High school student hands out fake deportation letters to classmates following Donald Trump's victory

'I guess it would be hard to say it wasn't connected to the election', school district superintendent says

Caroline Mortimer
Monday 14 November 2016 03:13
The school district's superintendent said the students actions were not indicative of the ethos of the school
The school district's superintendent said the students actions were not indicative of the ethos of the school

An American high-school student has reportedly been handing out “deportation orders” to several of his ethnic minority classmates, his school’s superintendent said.

The day after Donald Trump’s shock victory in the electoral college over Hillary Clinton, around five or six students at Shasta High School in Redding, California, were reportedly given false papers ordering them to leave the country by an unnamed boy.

The boy then reportedly posted a video, which has since been deleted, of him handing out the notices to the students.

The video, seen by USA Today, showed a closeup of the “Deportation Order” which was mocked up to look like a real court order but claimed to have been authorised by “the 712th Non-judicial District Court” – which does not exist.

A Google search of the term comes up with a website which will generate fake court documents with a few clicks of a button that appears to be regularly used to make prank forms.

Administrators said they have spoken to the boy who said he did it “to be funny”.

But Shasta Union High School District Superintendent Jim Cloney said the administration were not laughing and took the incident very seriously.

He said: “It goes without saying, we don't think this sort of behavior is funny nor reflective of the culture at Shasta High and behavior that is racially or culturally insensitive will not be allowed to go on at any of our schools.

“I don't believe this incident is reflective of the culture at Shasta High and we take issues around racial and cultural insensitivity very seriously.”

When asked if the incident was prompted by the election he replied that he guessed “it would be hard to say it wasn't.”

It comes after reports of hate crimes against ethnic minorities have spiked in the days following the election.

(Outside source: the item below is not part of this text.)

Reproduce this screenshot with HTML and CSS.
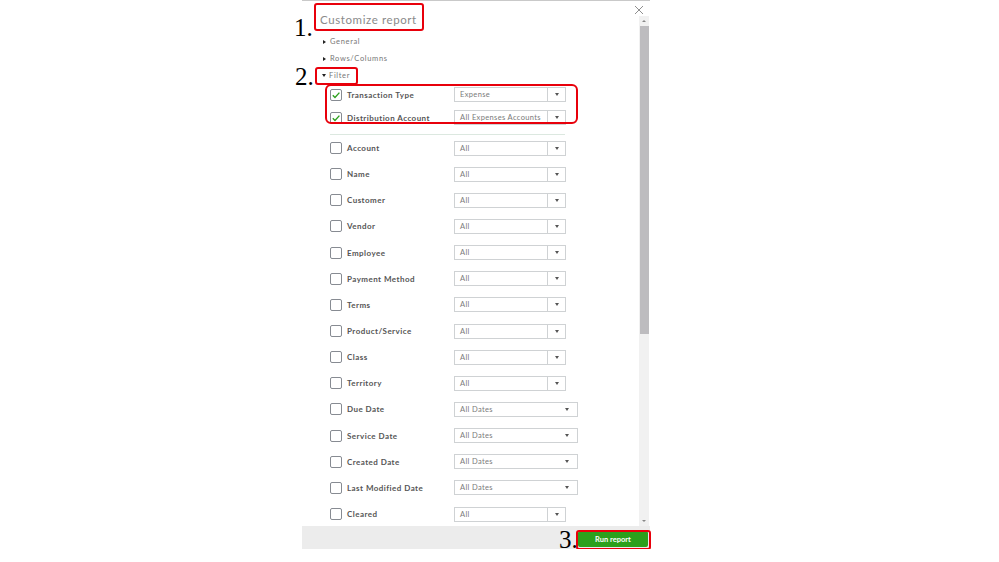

Attackers claiming to be supporters of Mr Trump were accused of making death threats, carrying out racially motivated physical assaults and daubing racist graffiti across the US within 24 hours of victory.

Mr Trump’s campaign was one of the most divisive in US history and he was heavily criticised for calling for a ban on Muslim immigration and claiming all Mexican people were “criminals and rapists”.

The former reality star has since backtracked on several of his campaign promises, saying parts of his proposed wall on the Mexican border will be only fencing – though he insisted he would still deport or incarcerate two to three million people living in the country illegally.